- TO DO
Reproduce the listing word for word, leaving every picture behind.

- DATA EXTRACT
[Begin]

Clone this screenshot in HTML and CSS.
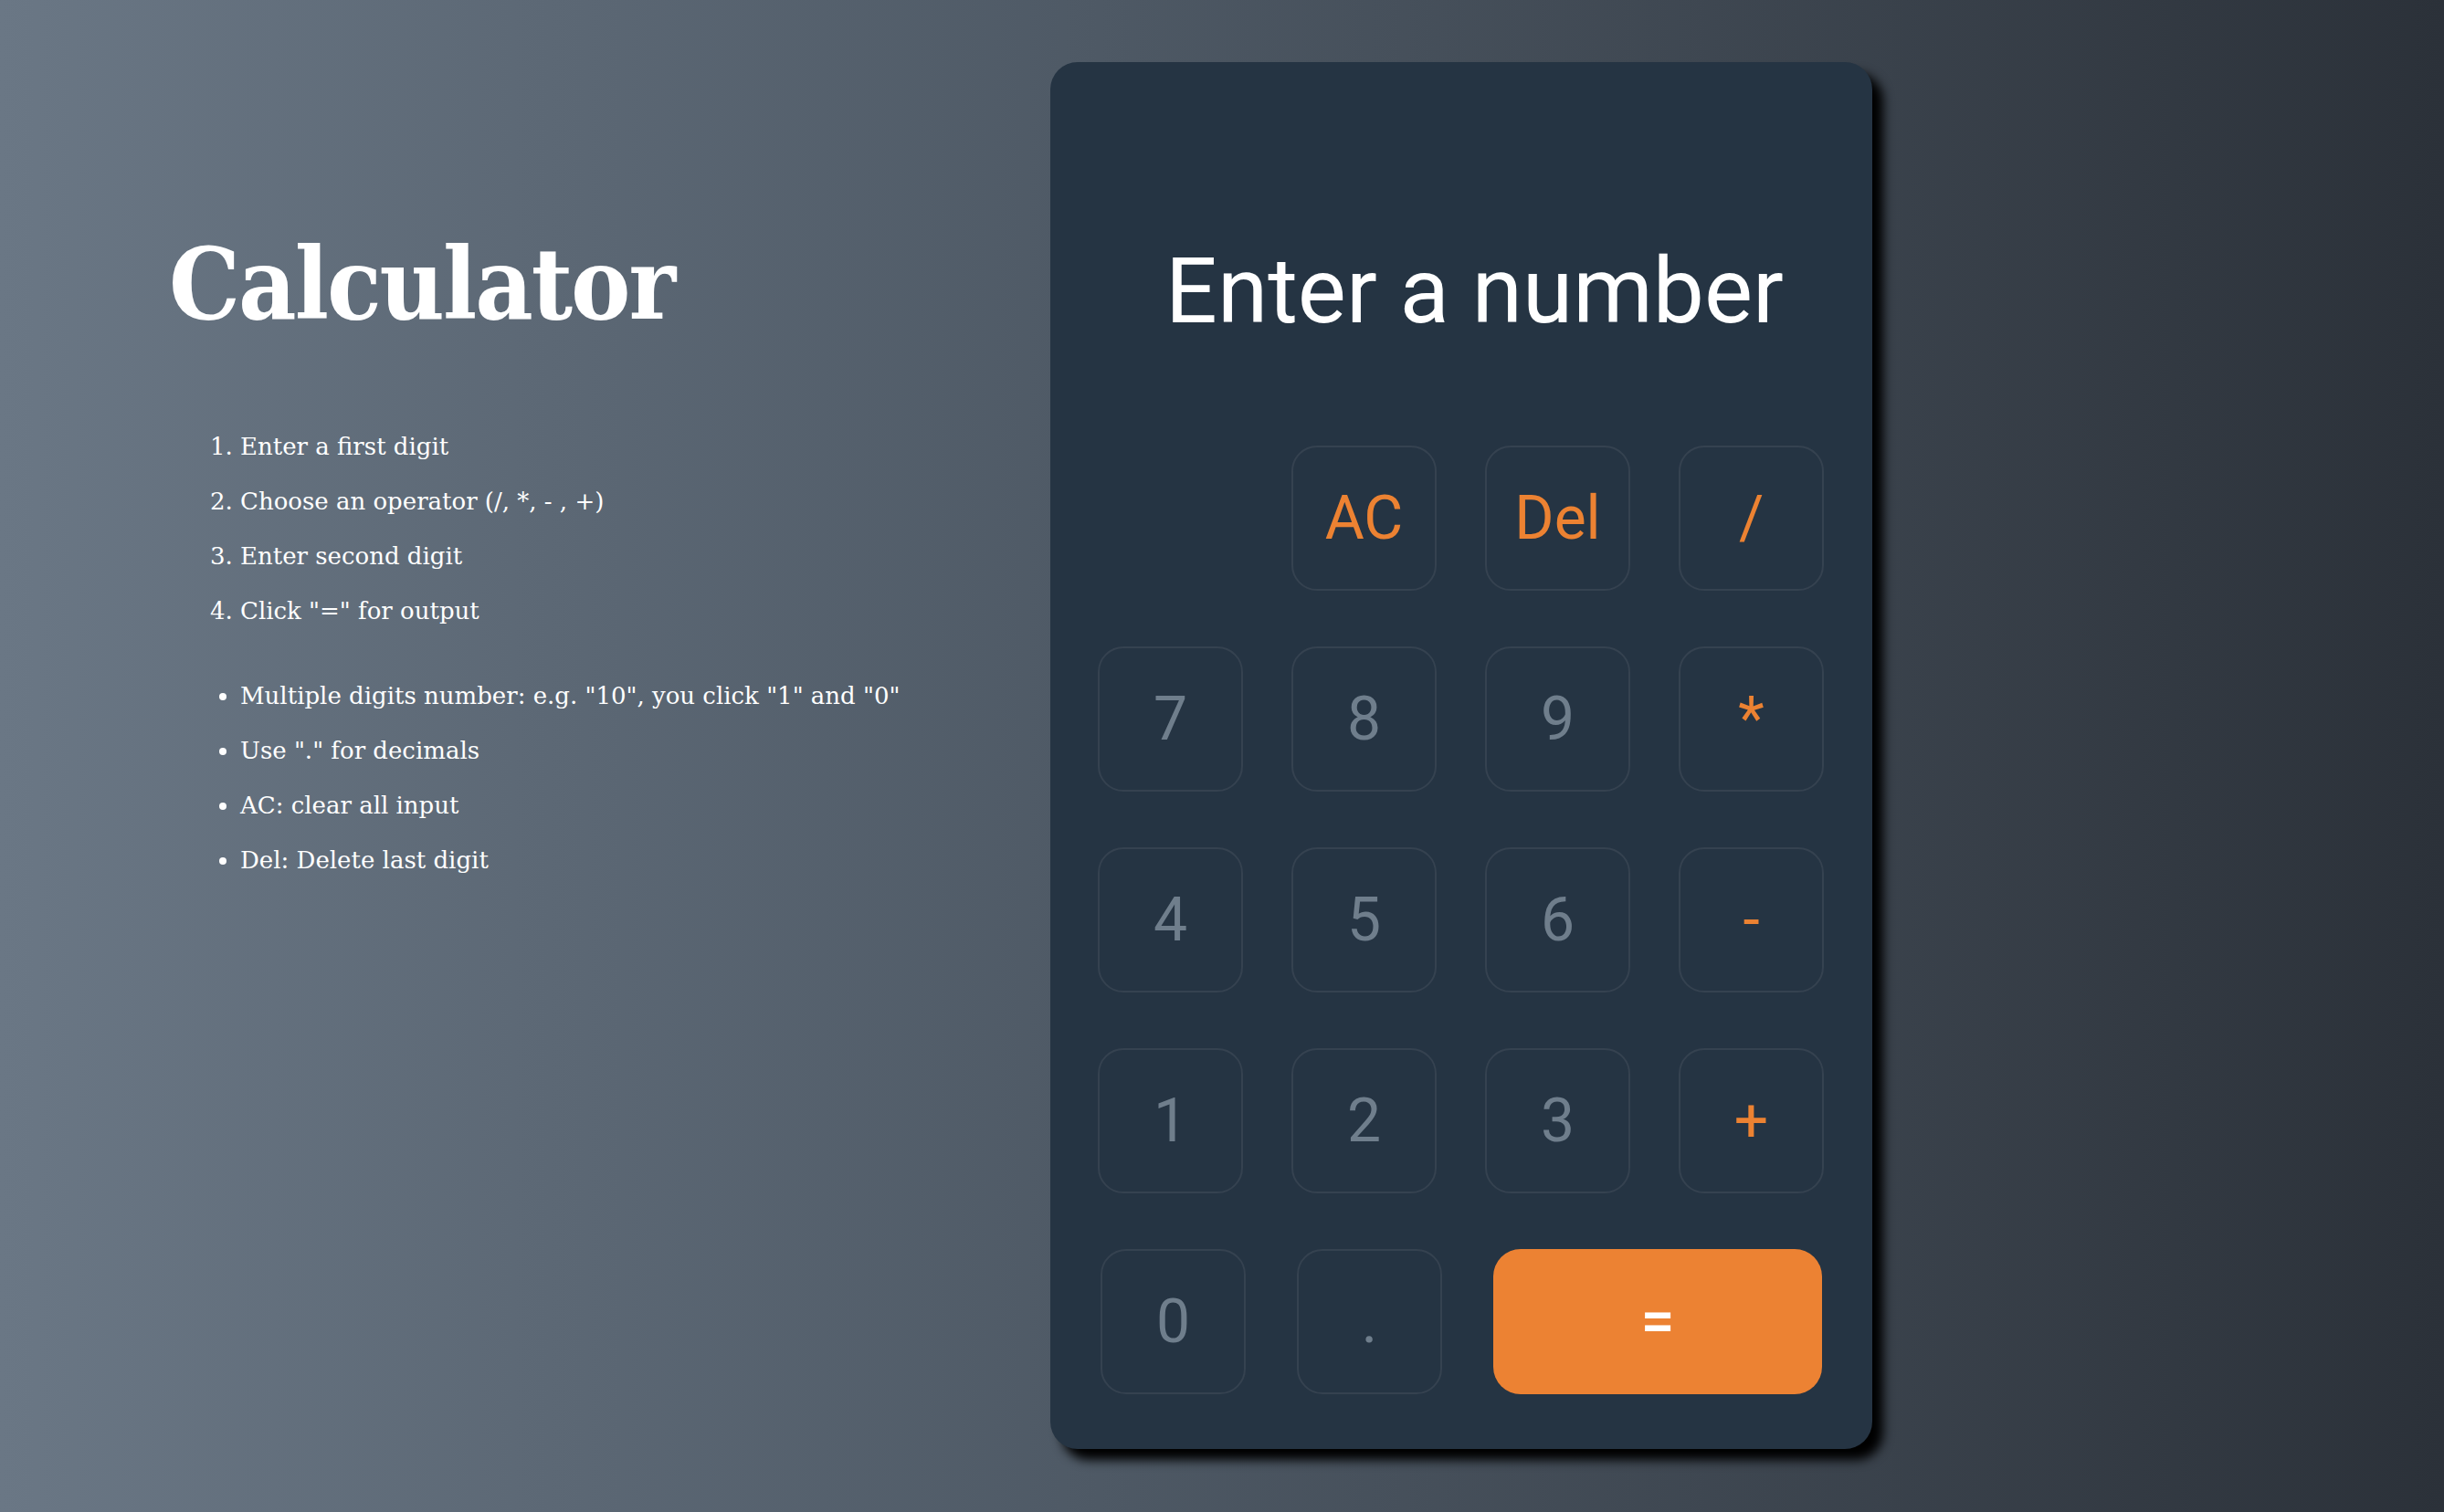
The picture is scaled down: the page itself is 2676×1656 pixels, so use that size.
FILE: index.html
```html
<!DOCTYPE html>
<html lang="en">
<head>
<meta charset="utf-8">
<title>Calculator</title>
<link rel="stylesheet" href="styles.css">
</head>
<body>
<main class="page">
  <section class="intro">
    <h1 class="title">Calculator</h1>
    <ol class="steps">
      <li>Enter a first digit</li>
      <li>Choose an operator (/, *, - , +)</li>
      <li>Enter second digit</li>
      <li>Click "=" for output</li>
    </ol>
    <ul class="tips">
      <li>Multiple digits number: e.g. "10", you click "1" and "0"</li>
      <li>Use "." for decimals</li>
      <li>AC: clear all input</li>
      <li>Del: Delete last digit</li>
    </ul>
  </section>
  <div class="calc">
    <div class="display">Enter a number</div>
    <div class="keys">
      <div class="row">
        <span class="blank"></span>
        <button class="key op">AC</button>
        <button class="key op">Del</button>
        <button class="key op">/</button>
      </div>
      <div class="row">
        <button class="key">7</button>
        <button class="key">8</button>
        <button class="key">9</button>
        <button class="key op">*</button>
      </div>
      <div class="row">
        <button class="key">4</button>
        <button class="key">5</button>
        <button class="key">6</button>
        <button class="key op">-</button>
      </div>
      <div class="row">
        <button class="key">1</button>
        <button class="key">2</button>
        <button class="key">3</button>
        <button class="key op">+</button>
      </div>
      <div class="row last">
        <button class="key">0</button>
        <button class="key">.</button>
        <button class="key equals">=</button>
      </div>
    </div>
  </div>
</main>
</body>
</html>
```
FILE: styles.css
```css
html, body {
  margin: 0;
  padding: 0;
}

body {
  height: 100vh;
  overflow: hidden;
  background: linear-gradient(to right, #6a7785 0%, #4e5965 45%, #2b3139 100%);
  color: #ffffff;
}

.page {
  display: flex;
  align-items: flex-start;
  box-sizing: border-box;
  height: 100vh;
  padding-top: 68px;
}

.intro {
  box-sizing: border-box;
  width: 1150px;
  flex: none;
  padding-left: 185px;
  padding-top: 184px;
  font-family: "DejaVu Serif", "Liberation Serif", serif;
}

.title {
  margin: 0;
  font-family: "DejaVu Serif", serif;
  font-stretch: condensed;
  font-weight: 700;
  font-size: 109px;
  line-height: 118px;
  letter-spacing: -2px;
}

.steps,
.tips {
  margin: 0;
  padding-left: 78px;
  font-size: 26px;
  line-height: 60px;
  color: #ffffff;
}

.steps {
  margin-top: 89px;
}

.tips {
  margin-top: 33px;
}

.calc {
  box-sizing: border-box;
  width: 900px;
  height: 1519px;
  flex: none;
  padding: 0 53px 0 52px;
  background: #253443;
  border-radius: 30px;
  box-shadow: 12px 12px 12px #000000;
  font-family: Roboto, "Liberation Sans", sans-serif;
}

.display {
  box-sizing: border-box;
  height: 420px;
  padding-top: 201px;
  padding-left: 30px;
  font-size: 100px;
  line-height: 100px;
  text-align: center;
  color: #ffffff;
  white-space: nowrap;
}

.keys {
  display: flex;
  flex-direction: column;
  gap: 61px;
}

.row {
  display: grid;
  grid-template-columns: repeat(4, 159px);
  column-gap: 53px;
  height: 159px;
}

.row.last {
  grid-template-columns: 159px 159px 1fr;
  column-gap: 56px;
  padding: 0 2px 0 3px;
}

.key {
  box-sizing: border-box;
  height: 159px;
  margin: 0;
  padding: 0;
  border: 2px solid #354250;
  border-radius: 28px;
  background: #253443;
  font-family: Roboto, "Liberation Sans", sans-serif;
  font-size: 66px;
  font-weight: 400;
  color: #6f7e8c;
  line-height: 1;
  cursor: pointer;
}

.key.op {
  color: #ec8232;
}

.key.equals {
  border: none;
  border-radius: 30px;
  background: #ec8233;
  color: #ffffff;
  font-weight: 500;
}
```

[End]

- OUTPUT FOR THIS TASK
Clone this screenshot in HTML and CSS.
The picture is scaled down: the page itself is 2676×1656 pixels, so use that size.
FILE: index.html
```html
<!DOCTYPE html>
<html lang="en">
<head>
<meta charset="utf-8">
<title>Calculator</title>
<link rel="stylesheet" href="styles.css">
</head>
<body>
<main class="page">
  <section class="intro">
    <h1 class="title">Calculator</h1>
    <ol class="steps">
      <li>Enter a first digit</li>
      <li>Choose an operator (/, *, - , +)</li>
      <li>Enter second digit</li>
      <li>Click "=" for output</li>
    </ol>
    <ul class="tips">
      <li>Multiple digits number: e.g. "10", you click "1" and "0"</li>
      <li>Use "." for decimals</li>
      <li>AC: clear all input</li>
      <li>Del: Delete last digit</li>
    </ul>
  </section>
  <div class="calc">
    <div class="display">Enter a number</div>
    <div class="keys">
      <div class="row">
        <span class="blank"></span>
        <button class="key op">AC</button>
        <button class="key op">Del</button>
        <button class="key op">/</button>
      </div>
      <div class="row">
        <button class="key">7</button>
        <button class="key">8</button>
        <button class="key">9</button>
        <button class="key op">*</button>
      </div>
      <div class="row">
        <button class="key">4</button>
        <button class="key">5</button>
        <button class="key">6</button>
        <button class="key op">-</button>
      </div>
      <div class="row">
        <button class="key">1</button>
        <button class="key">2</button>
        <button class="key">3</button>
        <button class="key op">+</button>
      </div>
      <div class="row last">
        <button class="key">0</button>
        <button class="key">.</button>
        <button class="key equals">=</button>
      </div>
    </div>
  </div>
</main>
</body>
</html>
```
FILE: styles.css
```css
html, body {
  margin: 0;
  padding: 0;
}

body {
  height: 100vh;
  overflow: hidden;
  background: linear-gradient(to right, #6a7785 0%, #4e5965 45%, #2b3139 100%);
  color: #ffffff;
}

.page {
  display: flex;
  align-items: flex-start;
  box-sizing: border-box;
  height: 100vh;
  padding-top: 68px;
}

.intro {
  box-sizing: border-box;
  width: 1150px;
  flex: none;
  padding-left: 185px;
  padding-top: 184px;
  font-family: "DejaVu Serif", "Liberation Serif", serif;
}

.title {
  margin: 0;
  font-family: "DejaVu Serif", serif;
  font-stretch: condensed;
  font-weight: 700;
  font-size: 109px;
  line-height: 118px;
  letter-spacing: -2px;
}

.steps,
.tips {
  margin: 0;
  padding-left: 78px;
  font-size: 26px;
  line-height: 60px;
  color: #ffffff;
}

.steps {
  margin-top: 89px;
}

.tips {
  margin-top: 33px;
}

.calc {
  box-sizing: border-box;
  width: 900px;
  height: 1519px;
  flex: none;
  padding: 0 53px 0 52px;
  background: #253443;
  border-radius: 30px;
  box-shadow: 12px 12px 12px #000000;
  font-family: Roboto, "Liberation Sans", sans-serif;
}

.display {
  box-sizing: border-box;
  height: 420px;
  padding-top: 201px;
  padding-left: 30px;
  font-size: 100px;
  line-height: 100px;
  text-align: center;
  color: #ffffff;
  white-space: nowrap;
}

.keys {
  display: flex;
  flex-direction: column;
  gap: 61px;
}

.row {
  display: grid;
  grid-template-columns: repeat(4, 159px);
  column-gap: 53px;
  height: 159px;
}

.row.last {
  grid-template-columns: 159px 159px 1fr;
  column-gap: 56px;
  padding: 0 2px 0 3px;
}

.key {
  box-sizing: border-box;
  height: 159px;
  margin: 0;
  padding: 0;
  border: 2px solid #354250;
  border-radius: 28px;
  background: #253443;
  font-family: Roboto, "Liberation Sans", sans-serif;
  font-size: 66px;
  font-weight: 400;
  color: #6f7e8c;
  line-height: 1;
  cursor: pointer;
}

.key.op {
  color: #ec8232;
}

.key.equals {
  border: none;
  border-radius: 30px;
  background: #ec8233;
  color: #ffffff;
  font-weight: 500;
}
```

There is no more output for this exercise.